In the latter phases, the Salaya complex will also produce 1 MMt/y of renewable ammonia and 1 MMt/y of renewable methanol, which is intended primarily for exports.

Low-carbon hydrogen at Stanlow

Meanwhile, Tripathi said EET's 350-MW, phase one, low-carbon or ‘blue’ hydrogen project at Stanlow has received planning permission approval and is in the final stage of securing the Final Investment Decision by FY25 (ending March 2025).

This project, in the HyNet cluster in the northwest of England, aims to reduce carbon dioxide emissions by producing low-carbon hydrogen with carbon capture.
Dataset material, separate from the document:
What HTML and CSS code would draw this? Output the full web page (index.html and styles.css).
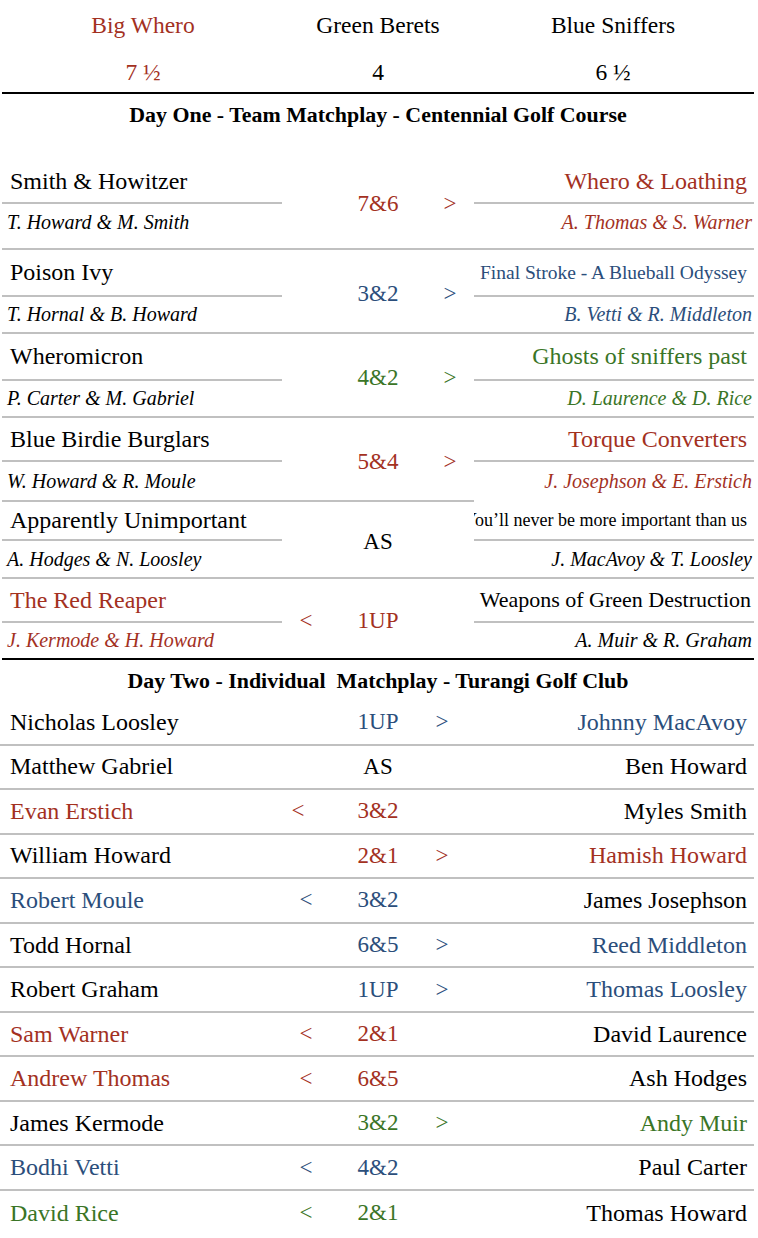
FILE: index.html
```html
<!DOCTYPE html>
<html lang="en">
<head>
<meta charset="utf-8">
<title>Matchplay Results</title>
<link rel="stylesheet" href="styles.css">
</head>
<body>
<div class="page">
  <header class="standings">
    <div class="st-name red">Big Whero</div>
    <div class="st-name">Green Berets</div>
    <div class="st-name">Blue Sniffers</div>
    <div class="st-score red">7 ½</div>
    <div class="st-score">4</div>
    <div class="st-score">6 ½</div>
  </header>

  <h2 class="day-title day-one">Day One - Team Matchplay - Centennial Golf Course</h2>

  <section class="day1">
    <div class="match m1">
      <div class="side left">
        <div class="team">Smith &amp; Howitzer</div>
        <div class="players">T. Howard &amp; M. Smith</div>
      </div>
      <div class="mid red"><span class="arr"></span><span class="score">7&amp;6</span><span class="arr">&gt;</span></div>
      <div class="side right red">
        <div class="team">Whero &amp; Loathing</div>
        <div class="players">A. Thomas &amp; S. Warner</div>
      </div>
    </div>

    <div class="match m2">
      <div class="side left">
        <div class="team">Poison Ivy</div>
        <div class="players">T. Hornal &amp; B. Howard</div>
      </div>
      <div class="mid blue"><span class="arr"></span><span class="score">3&amp;2</span><span class="arr">&gt;</span></div>
      <div class="side right blue">
        <div class="team small-a">Final Stroke - A Blueball Odyssey</div>
        <div class="players">B. Vetti &amp; R. Middleton</div>
      </div>
    </div>

    <div class="match m3">
      <div class="side left">
        <div class="team">Wheromicron</div>
        <div class="players">P. Carter &amp; M. Gabriel</div>
      </div>
      <div class="mid green"><span class="arr"></span><span class="score">4&amp;2</span><span class="arr">&gt;</span></div>
      <div class="side right green">
        <div class="team">Ghosts of sniffers past</div>
        <div class="players">D. Laurence &amp; D. Rice</div>
      </div>
    </div>

    <div class="match m4">
      <div class="side left">
        <div class="team">Blue Birdie Burglars</div>
        <div class="players">W. Howard &amp; R. Moule</div>
      </div>
      <div class="mid red"><span class="arr"></span><span class="score">5&amp;4</span><span class="arr">&gt;</span></div>
      <div class="side right red open">
        <div class="team">Torque Converters</div>
        <div class="players">J. Josephson &amp; E. Erstich</div>
      </div>
    </div>

    <div class="match m5">
      <div class="side left">
        <div class="team">Apparently Unimportant</div>
        <div class="players">A. Hodges &amp; N. Loosley</div>
      </div>
      <div class="mid"><span class="arr"></span><span class="score">AS</span><span class="arr"></span></div>
      <div class="side right">
        <div class="team small-b"><span>You’ll never be more important than us</span></div>
        <div class="players">J. MacAvoy &amp; T. Loosley</div>
      </div>
    </div>

    <div class="match m6 last">
      <div class="side left red">
        <div class="team">The Red Reaper</div>
        <div class="players">J. Kermode &amp; H. Howard</div>
      </div>
      <div class="mid red"><span class="arr">&lt;</span><span class="score">1UP</span><span class="arr"></span></div>
      <div class="side right">
        <div class="team small-c">Weapons of Green Destruction</div>
        <div class="players">A. Muir &amp; R. Graham</div>
      </div>
    </div>
  </section>

  <h2 class="day-title day-two">Day Two - Individual&nbsp; Matchplay - Turangi Golf Club</h2>

  <section class="day2">
    <div class="row"><span class="p-left">Nicholas Loosley</span><span class="arr"></span><span class="score blue">1UP</span><span class="arr blue">&gt;</span><span class="p-right blue">Johnny MacAvoy</span></div>
    <div class="row"><span class="p-left">Matthew Gabriel</span><span class="arr"></span><span class="score">AS</span><span class="arr"></span><span class="p-right">Ben Howard</span></div>
    <div class="row"><span class="p-left red">Evan Erstich</span><span class="arr red shift">&lt;</span><span class="score red">3&amp;2</span><span class="arr"></span><span class="p-right">Myles Smith</span></div>
    <div class="row"><span class="p-left">William Howard</span><span class="arr"></span><span class="score red">2&amp;1</span><span class="arr red">&gt;</span><span class="p-right red">Hamish Howard</span></div>
    <div class="row"><span class="p-left blue">Robert Moule</span><span class="arr blue">&lt;</span><span class="score blue">3&amp;2</span><span class="arr"></span><span class="p-right">James Josephson</span></div>
    <div class="row"><span class="p-left">Todd Hornal</span><span class="arr"></span><span class="score blue">6&amp;5</span><span class="arr blue">&gt;</span><span class="p-right blue">Reed Middleton</span></div>
    <div class="row"><span class="p-left">Robert Graham</span><span class="arr"></span><span class="score blue">1UP</span><span class="arr blue">&gt;</span><span class="p-right blue">Thomas Loosley</span></div>
    <div class="row"><span class="p-left red">Sam Warner</span><span class="arr red">&lt;</span><span class="score red">2&amp;1</span><span class="arr"></span><span class="p-right">David Laurence</span></div>
    <div class="row"><span class="p-left red">Andrew Thomas</span><span class="arr red">&lt;</span><span class="score red">6&amp;5</span><span class="arr"></span><span class="p-right">Ash Hodges</span></div>
    <div class="row"><span class="p-left">James Kermode</span><span class="arr"></span><span class="score green">3&amp;2</span><span class="arr green">&gt;</span><span class="p-right green">Andy Muir</span></div>
    <div class="row"><span class="p-left blue">Bodhi Vetti</span><span class="arr blue">&lt;</span><span class="score blue">4&amp;2</span><span class="arr"></span><span class="p-right">Paul Carter</span></div>
    <div class="row last"><span class="p-left green">David Rice</span><span class="arr green">&lt;</span><span class="score green">2&amp;1</span><span class="arr"></span><span class="p-right">Thomas Howard</span></div>
  </section>
</div>
</body>
</html>
```

FILE: styles.css
```css
* { box-sizing: border-box; }

body {
  margin: 0;
  background: #fff;
  color: #000;
  font-family: "Liberation Serif", "Times New Roman", serif;
}

.page {
  width: 752px;
  margin-left: 2px;
}

.red { color: #a3311f; }
.blue { color: #2b4e7b; }
.green { color: #3a7526; }

/* standings header */
.standings {
  display: grid;
  grid-template-columns: repeat(3, 235px);
  grid-template-rows: 50px 42px;
  justify-content: center;
  border-bottom: 2px solid #000;
  font-size: 23.5px;
}
.st-name, .st-score {
  display: flex;
  align-items: center;
  justify-content: center;
}
.st-score { padding-top: 2px; }

.day-title {
  margin: 0;
  font-size: 21.9px;
  font-weight: bold;
  text-align: center;
  display: flex;
  align-items: center;
  justify-content: center;
  white-space: nowrap;
}
.day-one { height: 42px; margin-bottom: 19px; }
.day-two { height: 41px; }

/* day one matches */
.match {
  display: grid;
  grid-template-columns: 280px 192px 280px;
}
.side {
  display: flex;
  flex-direction: column;
  border-bottom: 2px solid #c0c0c0;
  min-width: 0;
}
.side.open { border-bottom-color: transparent; }
.mid {
  display: grid;
  grid-template-columns: 48px 96px 48px;
  align-items: center;
  justify-items: center;
  padding-top: 5px;
  border-bottom: 2px solid #c0c0c0;
  font-size: 23px;
}
.match.last .side,
.match.last .mid { border-bottom: 2px solid #000; }

.team {
  display: flex;
  align-items: center;
  font-size: 24px;
  white-space: nowrap;
  border-bottom: 2px solid #c0c0c0;
  overflow: hidden;
}
.players {
  display: flex;
  align-items: center;
  flex: 1;
  font-size: 20px;
  font-style: italic;
  white-space: nowrap;
}
.left .team { padding-left: 8px; }
.left .players { padding-left: 5px; }
.right .team { justify-content: flex-end; padding-right: 7px; }
.right .players { justify-content: flex-end; padding-right: 2px; }

.team.small-a { font-size: 19.5px; }
.team.small-b { font-size: 18px; }
.team.small-c { font-size: 22px; padding-right: 3px; }

.m1 .team { height: 49px; padding-top: 5px; }
.m1 .players { padding-bottom: 8px; }
.m2 .team, .m3 .team { height: 47px; }
.m4 .team { height: 44px; }
.m5 .team { height: 39px; }
.m6 .team { height: 44px; }
.m1 .side, .m1 .mid { height: 95px; }
.m2 .side, .m2 .mid,
.m3 .side, .m3 .mid,
.m4 .side, .m4 .mid { height: 84px; }
.m5 .side, .m5 .mid { height: 77px; }
.m6 .side, .m6 .mid { height: 81px; }

/* day two */
.row {
  display: grid;
  grid-template-columns: 282px 48px 96px 32px 1fr;
  align-items: center;
  height: 44.55px;
  border-bottom: 2px solid #c0c0c0;
  font-size: 24px;
  margin-left: -2px;
}
.row.last { border-bottom: none; }
.row .p-left { padding-left: 10px; white-space: nowrap; }
.row .p-right { text-align: right; padding-right: 7px; white-space: nowrap; }
.row .arr { text-align: center; font-size: 23px; }
.row .arr.shift { transform: translateX(-8px); }
.row .score { text-align: center; font-size: 23px; }
```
Eni will transport and store the carbon dioxide.

EET will produce the low-carbon hydrogen via Auto Thermal Reforming and use it for decarbonization of the Stanlow Refinery.

“In the second phase, 1 GW (additional) low carbon hydrogen production is expected for which necessary permissions are being sought,” Tripathi said.

“About 60% of that will meet our refinery requirement and the rest will go to nearby industries.”

The potential off-takers in the industrial zones are mostly ceramic, chemical and glass firms, which are now in discussions with EET about term sheets, prices and timelines for future purchases of low-carbon hydrogen.

The UK government awarded GBP21.7 billion ($28.5 billion) in funding for carbon capture and low-carbon hydrogen projects under its Track 1 industrial cluster decarbonization program for HyNet and the East Coast Cluster around Teesside in the northeast Oct. 4.

With investment close to $3 billion, EET is aiming to commission the first phase of the low-carbon hydrogen project in the UK by end-2026-early 2027, and the second phase by 2029, according to Tripathi.

Separately, EET will partner with UK gas-fired power generator SSE Thermal for the Gowy Green Hydrogen project. The initial phase will be sized to 40 MW of electrolyzers and supply will be targeted at industrial off-takers in the region. Tripathi said an alkaline electrolyzer for the project had been shortlisted.

Stanlow Refinery has a refining capacity of 10 MMt/y and supplies a range of conventional fuels including about 2 billion liters/year of jet fuel to the UK and other European markets, according to the company.

Geopolitical conflicts

Tripathi said geopolitical conflicts will expedite renewable energy adoption as people would see renewable hydrogen and renewable energy production as an alternative to oil and gas.

“In the Middle East where not just supplies but trade routes could get affected, people would like to see what they produce locally in their regions which is not contingent upon supplies coming from the Middle East,” Tripathi said.

“The whole global trade will definitely have an impact for some time, prices may go up, freight rates may go up too and insurance will have an issue. So people will try to push renewables as early as possible.”

Essar plans to add 10 GW of energy in the next decade in India to its energy portfolio. As much as 8 GW will be renewable power and 2 GW will be thermal power at its existing 1.2 GW power plant at Salaya.